Biegło nam się z Moną bardzo dobrze. Przypominałyśmy sobie nawzajem o szczególnej uwadze na śliskim podłożu. Byłyśmy w nieustannym kontakcie. Cieszyłyśmy się każdym kolejnym kilometrem. Spotkałyśmy na trasie Angelikę - również debiutującą uczestniczkę na dystansie półmaratonu. Bieg kontynuowałyśmy prawie do końca razem, już w trójkę. Podczas wymian zdań kilometry ubywały jeszcze szybciej. Podzieliłyśmy się doświadczeniami, które okazały się dość podobnymi. Zakolegowałyśmy się i zapewne nie raz jeszcze spotkamy się na imprezach biegowych. Brawo, Angelika! Górski półmaraton padł Twoim łupem! Powodzenia w kolejnych wyzwaniach!

Wiedziałam jak trudną, jak dużą, jak nieosiągalną dla wielu, jak świetną rzecz dokonuje moja Siostra w tym dniu. Debiuty przecież pamięta się zawsze. A te nietypowe, w ulewie, z etykietą WYZWANIE liczą się poczwórnie. Jestem przedumna, Monuś! I ogromnie się cieszę, że Twój debiut mogłam przeżywać razem z Tobą. Duma wynika również z nieugiętości jaką wykazałaś się w walce z kontuzją kolana. Nie odpuściłaś nawet wówczas kiedy włączyły się te mniej przyjemne emocje. Jesteś twardzielką! Masz to po mnie. Ze ślężańskim medalem jest Ci do twarzy. Bardzo dobrze, że będzie ich jeszcze tak wiele. Przepiękny był Twój ślężański początek. Przepiękny. Choć nie lubię, ale chcę się powtórzyć… Jestem przedumna, Monuś!

Tato też był twardy. Zmierzył się z maratonem w trudnych warunkach. Również z kryzysami na trasie. Walczył ze skurczem. Walczył ze spadkiem cukru. Walczył sam. I wywalczył kolejny maraton. Kolejne pudło. Wywalczył I miejsce w swojej kategorii wiekowej. Będziemy z Moną biegać tak jak Ty! Zobaczysz, Dziku! Jesteś wzorem samozaparcia i ciężkiej pracy. Będziemy ten przykład powielać. Ogromny szacunek, tatko!
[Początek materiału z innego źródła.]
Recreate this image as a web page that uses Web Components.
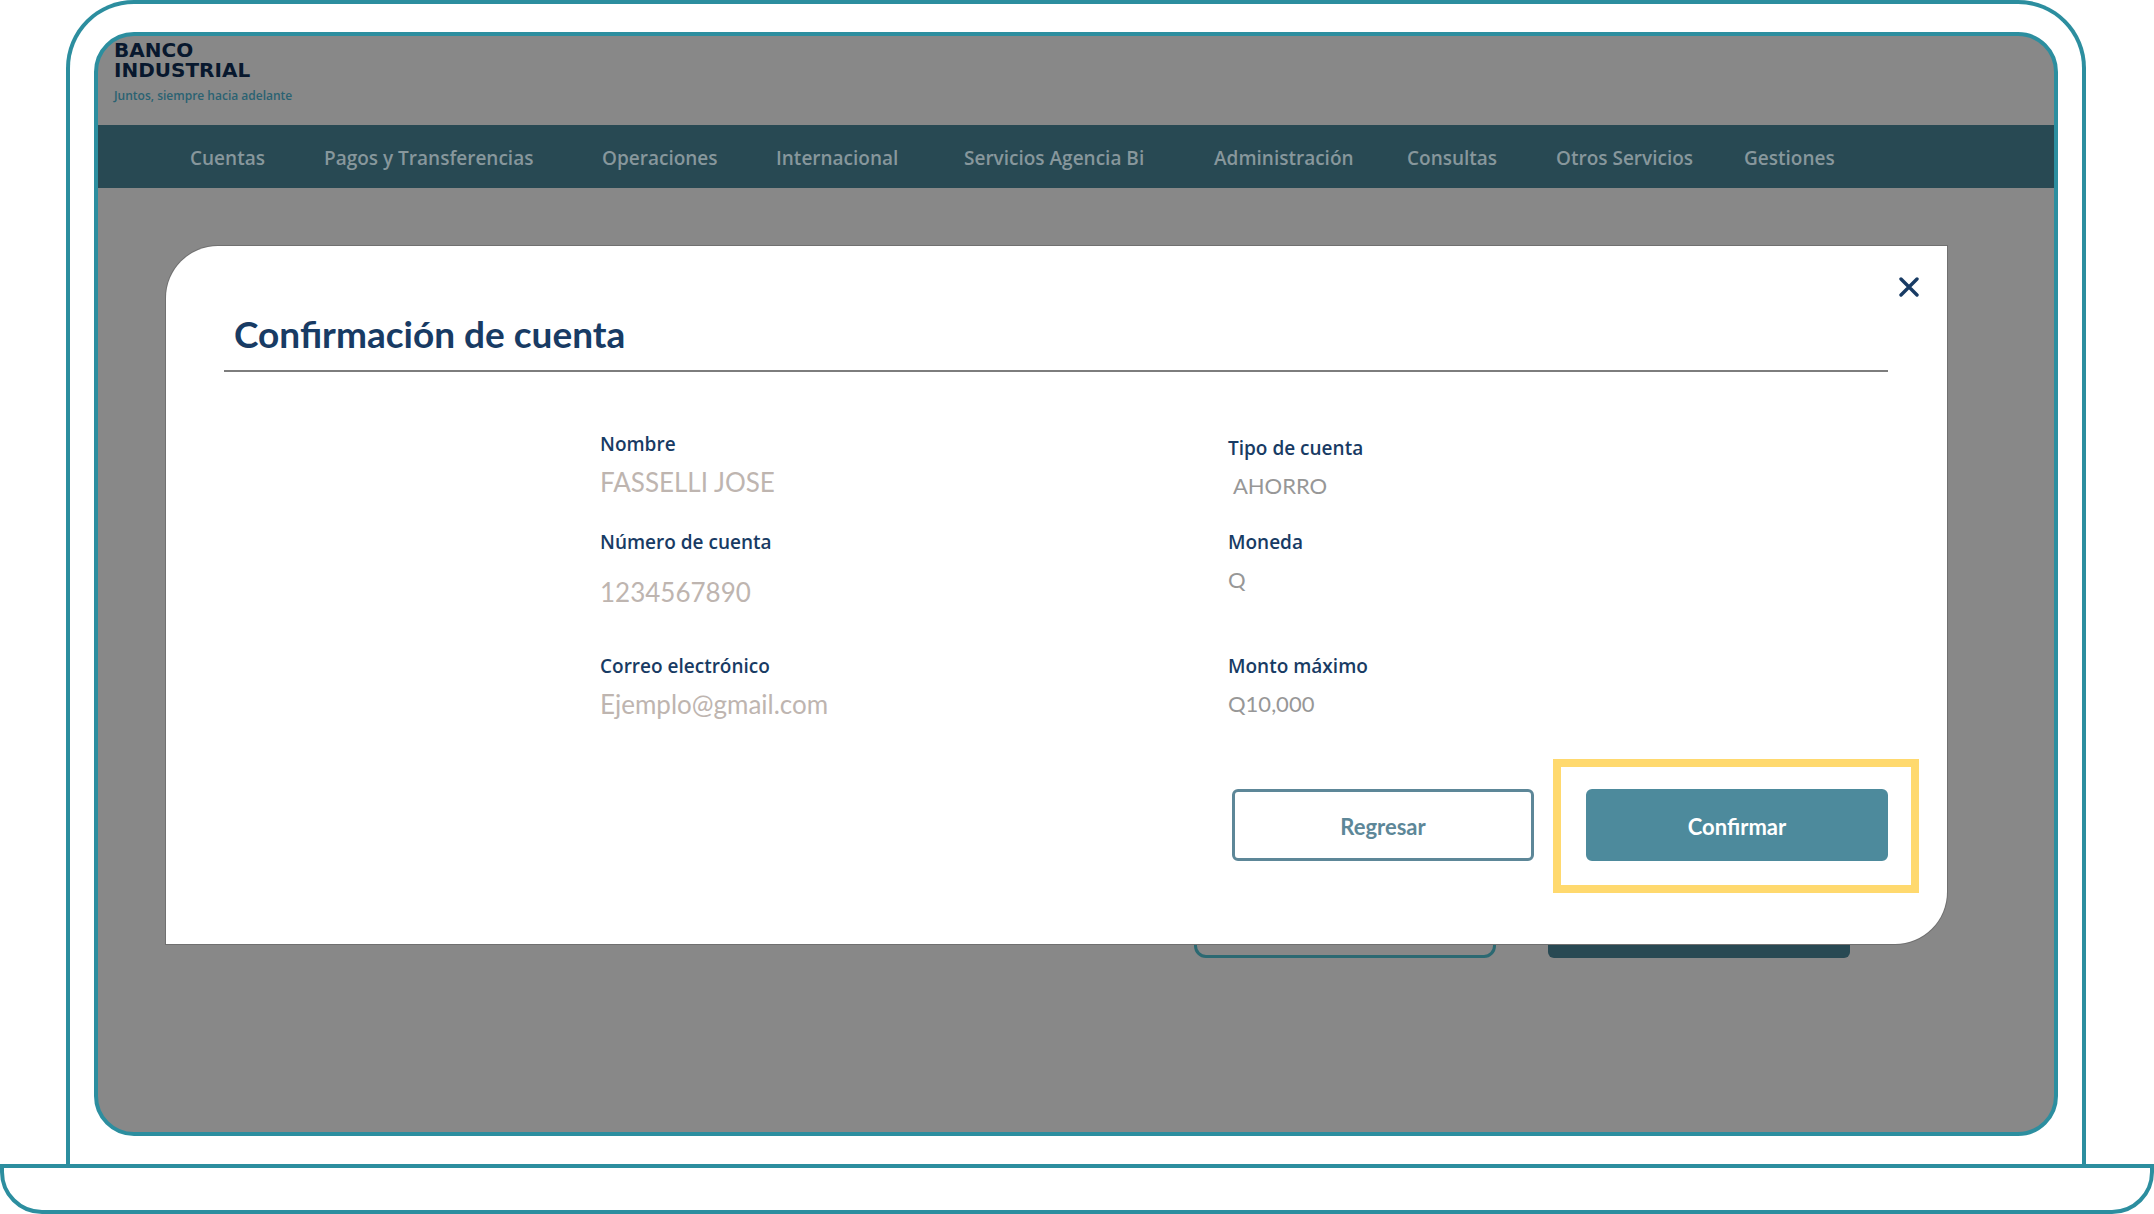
<!DOCTYPE html>
<html lang="es">
<head>
<meta charset="utf-8">
<meta name="viewport" content="width=device-width, initial-scale=1">
<title>Confirmación de cuenta</title>
<style>
  :root { --frame: #2c8e9f; --shade: #888888; --bar: #284953; --navy: #183b64; --teal: #4d8a9c; --highlight: #ffd96e; }
  body { margin: 0; background: #fff; font-family: Lato, "Liberation Sans", sans-serif; }
</style>
</head>
<body>
<laptop-frame>
  <bank-header></bank-header>
  <bank-nav></bank-nav>
  <page-actions></page-actions>
  <confirm-dialog heading="Confirmación de cuenta">
    <data-field label="Nombre" size="large">FASSELLI JOSE</data-field>
    <data-field label="Tipo de cuenta" lowered>&nbsp;AHORRO</data-field>
    <data-field label="Número de cuenta" size="large" spaced>1234567890</data-field>
    <data-field label="Moneda">Q</data-field>
    <data-field label="Correo electrónico" size="large">Ejemplo@gmail.com</data-field>
    <data-field label="Monto máximo">Q10,000</data-field>
    <bank-button slot="actions" variant="outline">Regresar</bank-button>
    <bank-button slot="actions" highlighted>Confirmar</bank-button>
  </confirm-dialog>
</laptop-frame>
<script>
const define = (name, html, setup) => {
  const template = document.createElement('template');
  template.innerHTML = html;
  customElements.define(name, class extends HTMLElement {
    connectedCallback() {
      if (this.shadowRoot) return;
      const root = this.attachShadow({ mode: 'open' });
      root.append(template.content.cloneNode(true));
      if (setup) setup(this, root);
    }
  });
};

define('laptop-frame', `
<style>
  :host { display: flex; flex-direction: column; min-height: 100vh; }
  * { box-sizing: border-box; }
  .lid { flex: 1; display: flex; margin: 0 68px 0 66px; padding: 28px 24px; border: 4px solid var(--frame); border-bottom: 0; border-radius: 68px 68px 0 0; }
  .screen { flex: 1; position: relative; overflow: hidden; border: 4px solid var(--frame); border-radius: 40px; background: var(--shade); }
  .base { height: 50px; border: 4px solid var(--frame); border-radius: 0 0 42px 42px; }
</style>
<div class="lid"><div class="screen"><slot></slot></div></div>
<div class="base"></div>`);

define('bank-header', `
<style>
  :host { display: block; box-sizing: border-box; height: 89px; padding: 4px 16px; color: #08182e; }
  .name { font: 700 20px/20px "DejaVu Sans", sans-serif; }
  .tagline { margin-top: 6px; font: 600 12px/20px "Open Sans", sans-serif; color: #2a6272; }
</style>
<div class="name">BANCO<br>INDUSTRIAL</div>
<div class="tagline">Juntos, siempre hacia adelante</div>`);

define('bank-nav', `
<style>
  :host { display: block; background: var(--bar); }
  nav { box-sizing: border-box; display: grid; grid-template-columns: 134fr 278fr 174fr 188fr 250fr 193fr 149fr 188fr 310fr; align-items: center; height: 63px; padding: 2px 0 0 92px; }
  a { color: #87979c; font: 600 19px/24px "Open Sans", sans-serif; text-decoration: none; white-space: nowrap; }
</style>
<nav>
  <a href="#">Cuentas</a><a href="#">Pagos y Transferencias</a><a href="#">Operaciones</a>
  <a href="#">Internacional</a><a href="#">Servicios Agencia Bi</a><a href="#">Administración</a>
  <a href="#">Consultas</a><a href="#">Otros Servicios</a><a href="#">Gestiones</a>
</nav>`);

define('page-actions', `
<style>
  :host { display: flex; justify-content: flex-end; gap: 52px; padding: 698px 204px 0 0; }
  button { box-sizing: border-box; width: 302px; height: 72px; padding: 0; border: 3px solid #2b6972; border-radius: 12px; background: none; }
  .solid { border: 0; border-radius: 6px; background: var(--bar); }
</style>
<button type="button" aria-label="Cancelar"></button>
<button type="button" class="solid" aria-label="Continuar"></button>`);

define('confirm-dialog', `
<style>
  :host { display: block; position: absolute; top: 210px; left: 68px; right: 107px; box-sizing: border-box; padding: 64px 59px 83px 58px; border-radius: 52px 0 52px 0; background: #fff; box-shadow: 0 0 0 1px #707070; }
  h1 { margin: 0; padding: 0 10px 12px; border-bottom: 2px solid #7d7d7d; color: var(--navy); font: 700 37px/48px Lato, sans-serif; }
  .close { position: absolute; top: 23px; right: 20px; padding: 8px; border: 0; background: none; color: var(--navy); line-height: 0; }
  .fields { display: grid; grid-template-columns: 628fr 660fr; grid-template-rows: 98px 124px auto; padding: 60px 0 0 calc(100% * 376 / 1664); }
  .actions { display: flex; justify-content: flex-end; gap: 52px; margin-top: 69px; }
</style>
<section role="dialog" aria-labelledby="title">
  <button class="close" type="button" aria-label="Cerrar">
    <svg width="20" height="20" viewBox="0 0 20 20" fill="none" stroke="currentColor" stroke-width="3.4" stroke-linecap="round"><path d="M2 2 18 18M18 2 2 18"/></svg>
  </button>
  <h1 id="title"></h1>
  <div class="fields"><slot></slot></div>
  <div class="actions"><slot name="actions"></slot></div>
</section>`, (host, root) => { root.querySelector('h1').textContent = host.getAttribute('heading'); });

define('data-field', `
<style>
  :host { display: block; --value: 22px; --tone: #979797; }
  :host([size="large"]) { --value: 26px; --tone: #beb5b0; }
  :host([lowered]) { padding-top: 4px; }
  dl { display: flex; flex-direction: column; gap: 10px; margin: 0; }
  :host([spaced]) dl { gap: 22px; }
  dt { color: var(--navy); font: 650 19px/24px "Open Sans", sans-serif; }
  dd { margin: 0; color: var(--tone); font: 400 var(--value)/32px Lato, sans-serif; }
</style>
<dl><dt></dt><dd><slot></slot></dd></dl>`, (host, root) => { root.querySelector('dt').textContent = host.getAttribute('label'); });

define('bank-button', `
<style>
  :host { display: block; position: relative; }
  button { box-sizing: border-box; width: 302px; height: 72px; padding: 3px 0 0; border: 3px solid var(--teal); border-radius: 6px; background: var(--teal); color: #fff; font: 700 22px/28px Lato, sans-serif; }
  :host([variant="outline"]) button { background: #fff; color: #5d8798; border-color: #5d8798; }
  :host([highlighted])::after { content: ""; position: absolute; inset: -30px -31px -32px -33px; border: 8px solid var(--highlight); pointer-events: none; }
</style>
<button type="button"><slot></slot></button>`);
</script>
</body>
</html>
Gdybym mogła… pojechałabym na Ślężę właśnie teraz. W czwartkowy wieczór. Zabrałabym czołówkę. Plecak. Najważniejsze osoby. I… zwyczajnie tam weszła. Taka właśnie jest Ślęża. Przyciągająca, jedyna, zaskakująca.

Dlaczego bieganie jest fajne? Z wielu powodów. Tymczasem pędzę szukać kluczyków od samochodu.